Philip Monteleoni is an artist and retired architect. Born in Padova, Italy, he then grew up in the United States. In his profession he was a leader in the field of healthcare design, and has now returned to his passions of stone sculpture, art and music.
I know exactly when I first became interested in carving marble. I was in my early 30's, reading Irving Stone's The Agony and the Ecstasy, and I became fascinated with Michelangelo's passionate relationship with stone carving. I thought to myself: I should do that. After all, I'm Italian, my father is from Florence, and some of Michelangelo's spirit could be coursing through my veins. Banging away at stone would be a great, physical antidote to my architectural career, which was based on paper, talk and long-delayed gratification.
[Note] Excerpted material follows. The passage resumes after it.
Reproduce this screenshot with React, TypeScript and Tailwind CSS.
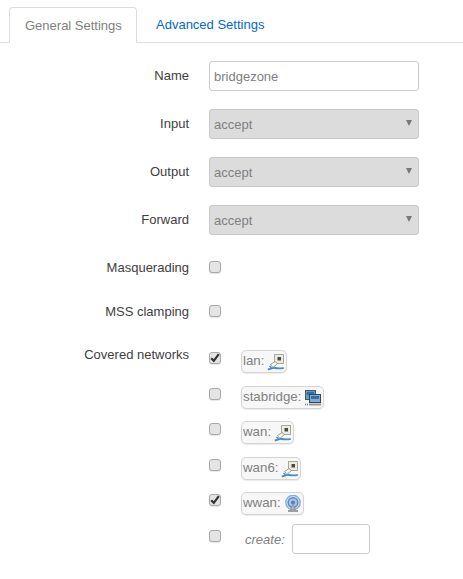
const EthernetIcon = () => (
  <svg width="18" height="18" viewBox="0 0 18 18" className="shrink-0">
    <rect x="7.5" y="1.5" width="9" height="9" fill="#ecebdf" stroke="#a8a89c" />
    <rect x="10.5" y="4" width="3.5" height="3.5" fill="#4a4a42" />
    <path d="M8 8.5 L3.5 11.5 L6 14.5 L10.5 10.5 Z" fill="#f6f6f0" stroke="#85857c" strokeWidth="0.8" />
    <path d="M0.8 16.5 C4 16 5.5 14.5 8 15 S13 15.8 16.8 14.8" fill="none" stroke="#4a8ac8" strokeWidth="1.8" />
    <path d="M2.5 13 L4.5 15" stroke="#4a8ac8" strokeWidth="1.4" />
  </svg>
);

const BridgeIcon = () => (
  <svg width="18" height="18" viewBox="0 0 18 18" className="shrink-0">
    <rect x="1.5" y="1.5" width="10" height="9" fill="#5b9bd0" stroke="#4a5560" />
    <rect x="3" y="3" width="7" height="3" fill="#2f6fa8" />
    <rect x="5.5" y="5.5" width="11" height="8" fill="#79aedb" stroke="#3a4650" />
    <rect x="7" y="7" width="8" height="3" fill="#2f6fa8" />
    <rect x="5" y="14.5" width="12" height="2" fill="#9a9a9a" />
    <path d="M1 15.5h1M3 15.5h1" stroke="#3d7fc4" strokeWidth="1.5" />
  </svg>
);

const WirelessIcon = () => (
  <svg width="18" height="18" viewBox="0 0 18 18" className="shrink-0">
    <circle cx="9" cy="7.5" r="7.2" fill="#cddcf0" stroke="#88abd9" strokeWidth="1.3" />
    <circle cx="9" cy="7.5" r="4.8" fill="#a9c4e6" stroke="#5a8fcc" strokeWidth="1.5" />
    <circle cx="9" cy="7.5" r="2" fill="#4a82c6" />
    <path d="M9 8 L6.5 15 H11.5 Z" fill="#b0b0b0" stroke="#808080" strokeWidth="0.6" />
    <rect x="4" y="15" width="10" height="2" fill="#a0a0a0" />
  </svg>
);

const Checkbox = ({ checked }: { checked?: boolean }) => (
  <span className="flex size-3 shrink-0 items-center justify-center rounded-[3px] border border-[#a8a8a8] bg-[#e4e4e4] shadow-[0_1px_1px_rgba(0,0,0,0.1)]">
    {checked && (
      <svg width="10" height="10" viewBox="0 0 10 10">
        <path d="M1.2 5.2 L3.8 7.8 L8.8 1.2" fill="none" stroke="#333333" strokeWidth="2.2" />
      </svg>
    )}
  </span>
);

const Row = ({ label, className, children }: { label: string; className: string; children: React.ReactNode }) => (
  <div className={`flex ${className}`}>
    <div className="w-[189px] shrink-0 pt-[6px] text-right text-[#404040]">{label}</div>
    <div className="ml-5 min-w-0">{children}</div>
  </div>
);

const SelectBox = () => (
  <div className="flex h-[30px] w-[210px] items-center justify-between rounded-[3px] border border-[#c8c8c8] bg-[#dcdcdc] pl-1 pr-[6px] text-[#808080]">
    <span className="pt-px">accept</span>
    <span className="mb-[3px] h-0 w-0 border-x-[3px] border-t-[6px] border-x-transparent border-t-[#777]" />
  </div>
);

const Network = ({ name, icon, checked, className }: { name: string; icon: React.ReactNode; checked?: boolean; className: string }) => (
  <div className={`flex ${className}`}>
    <div className="mt-[2px]">
      <Checkbox checked={checked} />
    </div>
    <div className="ml-5 flex h-[23px] items-center gap-[3px] rounded-[5px] border border-[#d4d4d4] bg-[#f7f7f7] pl-px pr-px text-[13.3px] text-[#808080] shadow-[0_1px_1px_rgba(0,0,0,0.08)]">
      <span className="pb-[2px]">{name}</span>
      {icon}
    </div>
  </div>
);

export default function App() {
  return (
    <div className="h-[579px] w-[463px] overflow-hidden bg-white pt-[7px] font-['Liberation_Sans',Arial,sans-serif] text-[13px] leading-[18px]">
      <div className="flex h-9 border-b border-[#dddddd] pl-[9px]">
        <div className="h-9 w-[128px] rounded-t-[4px] border border-b-0 border-[#dddddd] bg-white pl-[15px] pt-[9px] text-[#808080]">
          General Settings
        </div>
        <div className="pl-[19px] pt-[9px] text-[#0069d6]">Advanced Settings</div>
      </div>

      <Row label="Name" className="mt-[18px]">
        <div className="flex h-[30px] w-[210px] items-center rounded-[3px] border border-[#cccccc] bg-white pl-1 pt-px text-[#808080]">
          bridgezone
        </div>
      </Row>
      <Row label="Input" className="mt-[18px]">
        <SelectBox />
      </Row>
      <Row label="Output" className="mt-[18px]">
        <SelectBox />
      </Row>
      <Row label="Forward" className="mt-[18px]">
        <SelectBox />
      </Row>

      <Row label="Masquerading" className="mt-[18px]">
        <div className="mt-2">
          <Checkbox />
        </div>
      </Row>
      <Row label="MSS clamping" className="mt-5">
        <div className="mt-2">
          <Checkbox />
        </div>
      </Row>

      <Row label="Covered networks" className="mt-[19px]">
        <div className="flex flex-col">
          <Network name="lan:" icon={<EthernetIcon />} checked className="mt-[10px]" />
          <Network name="stabridge:" icon={<BridgeIcon />} className="mt-[13px]" />
          <Network name="wan:" icon={<EthernetIcon />} className="mt-3" />
          <Network name="wan6:" icon={<EthernetIcon />} className="mt-[13px]" />
          <Network name="wwan:" icon={<WirelessIcon />} checked className="mt-3" />
          <div className="mt-[9px] flex items-center">
            <span className="mb-[6px]">
              <Checkbox />
            </span>
            <span className="ml-6 pt-[2px] italic text-[#808080]">create:</span>
            <div className="ml-[7px] h-[30px] w-[78px] rounded-[3px] border border-[#cccccc] bg-white" />
          </div>
        </div>
      </Row>
    </div>
  );
}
I think of each piece as a learning exercise, setting a fairly high bar for myself: realistic representation, not abstraction or caricature. So I try to convey in stone not only the essence of a particular creature but also its volumetric truth. Early on, I was lucky to have a teacher who instilled in me the discipline of scrupulously measuring the model - whether live or in photographs - to be able to convey, without simplifying or cutting corners, the full three-dimensional proportions of my subject. I paper the walls of my little studio with a collage of dozens of images of my current subject, and get to work.
Animals are our precious cousins, and many are under threat. I want to know as much about them as I can, and to honor them by making sculptures so that others may appreciate their beauty and their plight. I try to reproduce them as realistically as possible, to respect their essence. As I work I understand them more and more deeply.
Nature photographers are doing heroic work, and for me, their photographs, or chance snapshots that I’ve taken in the wild or in zoos, are often the first source of inspiration, catching a particular pose or feeling. I then search for other images on the Web that can complement my understanding of the creature in the round. The other starting point, the convergent force, is the stone itself. A multicolored stone with deep reds and greens suggested a poisonous tree frog from the Amazon, another in white and gray strongly implied the head of a wolf, and white alabaster, with its haunting translucency, was perfect for a polar bear family on an ice floe.
The theme of my work is respect for our fellow creatures – animals of all shapes and sizes. I find a deep satisfaction in studying and portraying animals, particularly in light of the precipitous decline of large mammals in the wild. My goal is to create an honest awareness of these species in the viewers, and through that, a genuine concern for their perilous fate. I am particularly focused on portraying my subjects faithfully, with proportions that are as correct as I can make them. No cartoonish exaggerations, no cutefying.